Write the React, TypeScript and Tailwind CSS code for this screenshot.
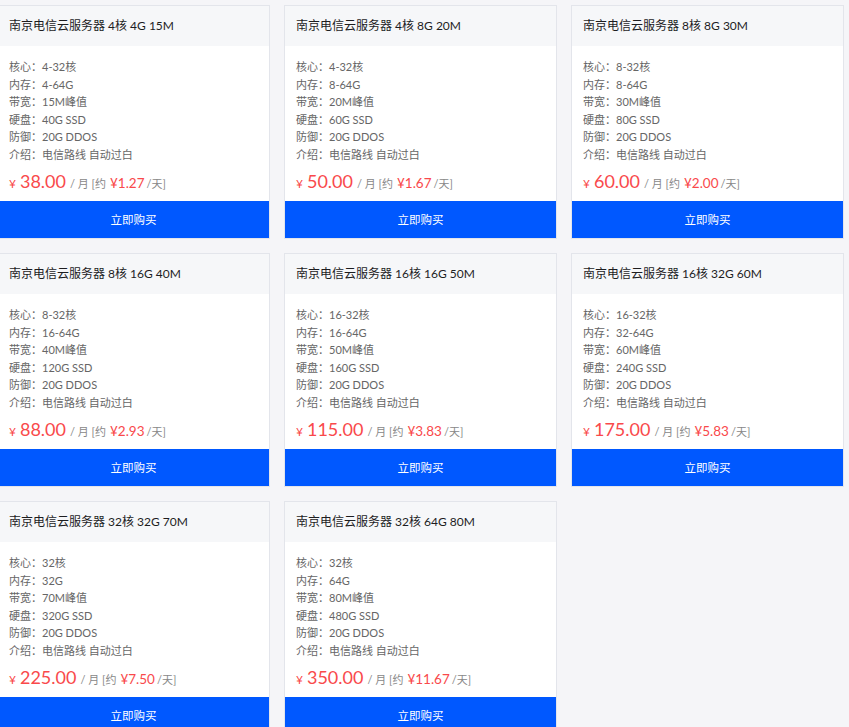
import React from 'react';

interface Plan {
  title: string;
  core: string;
  mem: string;
  bw: string;
  disk: string;
  price: string;
  daily: string;
}

const plans: Plan[] = [
  { title: '南京电信云服务器 4核 4G 15M', core: '4-32核', mem: '4-64G', bw: '15M峰值', disk: '40G SSD', price: '38.00', daily: '1.27' },
  { title: '南京电信云服务器 4核 8G 20M', core: '4-32核', mem: '8-64G', bw: '20M峰值', disk: '60G SSD', price: '50.00', daily: '1.67' },
  { title: '南京电信云服务器 8核 8G 30M', core: '8-32核', mem: '8-64G', bw: '30M峰值', disk: '80G SSD', price: '60.00', daily: '2.00' },
  { title: '南京电信云服务器 8核 16G 40M', core: '8-32核', mem: '16-64G', bw: '40M峰值', disk: '120G SSD', price: '88.00', daily: '2.93' },
  { title: '南京电信云服务器 16核 16G 50M', core: '16-32核', mem: '16-64G', bw: '50M峰值', disk: '160G SSD', price: '115.00', daily: '3.83' },
  { title: '南京电信云服务器 16核 32G 60M', core: '16-32核', mem: '32-64G', bw: '60M峰值', disk: '240G SSD', price: '175.00', daily: '5.83' },
  { title: '南京电信云服务器 32核 32G 70M', core: '32核', mem: '32G', bw: '70M峰值', disk: '320G SSD', price: '225.00', daily: '7.50' },
  { title: '南京电信云服务器 32核 64G 80M', core: '32核', mem: '64G', bw: '80M峰值', disk: '480G SSD', price: '350.00', daily: '11.67' },
];

const PlanCard: React.FC<{ plan: Plan }> = ({ plan }) => {
  const rows: [string, string][] = [
    ['核心', plan.core],
    ['内存', plan.mem],
    ['带宽', plan.bw],
    ['硬盘', plan.disk],
    ['防御', '20G DDOS'],
    ['介绍', '电信路线 自动过白'],
  ];

  return (
    <div className="flex flex-col border border-[#e3e5eb] bg-white">
      <div className="h-[40px] flex items-center px-[11px] bg-[#f6f7f9] text-[12px] text-[#1d1d1f]">
        {plan.title}
      </div>
      <div className="px-[11px] pt-[12px]">
        {rows.map(([k, v]) => (
          <div key={k} className="leading-[17.5px] text-[11px] text-[#666]">
            {k}：{v}
          </div>
        ))}
        <div className="mt-[7px] h-[22px] flex items-baseline text-[#888] text-[11px] whitespace-nowrap">
          <span className="text-[#f9494b] text-[12px] mr-1">¥</span>
          <span className="text-[#f9494b] text-[18px] leading-[22px]">{plan.price}</span>
          <span className="ml-1">/ 月 [约 </span>
          <span className="text-[#f9494b] text-[13.5px] ml-1">¥{plan.daily}</span>
          <span className="ml-0.5">/天]</span>
        </div>
      </div>
      <button className="mt-[9px] h-[37px] bg-[#0058ff] text-white text-[11.5px] w-full">
        立即购买
      </button>
    </div>
  );
};

export default function App() {
  return (
    <div
      className="min-h-[727px] bg-[#f5f5f8] pt-[5px]"
      style={{ fontFamily: 'Lato, "Noto Sans CJK SC", sans-serif' }}
    >
      <div className="ml-[-3px] grid grid-cols-[repeat(3,273px)] gap-x-[14px] gap-y-[14px]">
        {plans.map((p) => (
          <PlanCard key={p.title} plan={p} />
        ))}
      </div>
    </div>
  );
}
▬▬▬
## Written request
Look through the material above and work out how many of its lines contain "React". State the number only.

## Answer to this exercise
3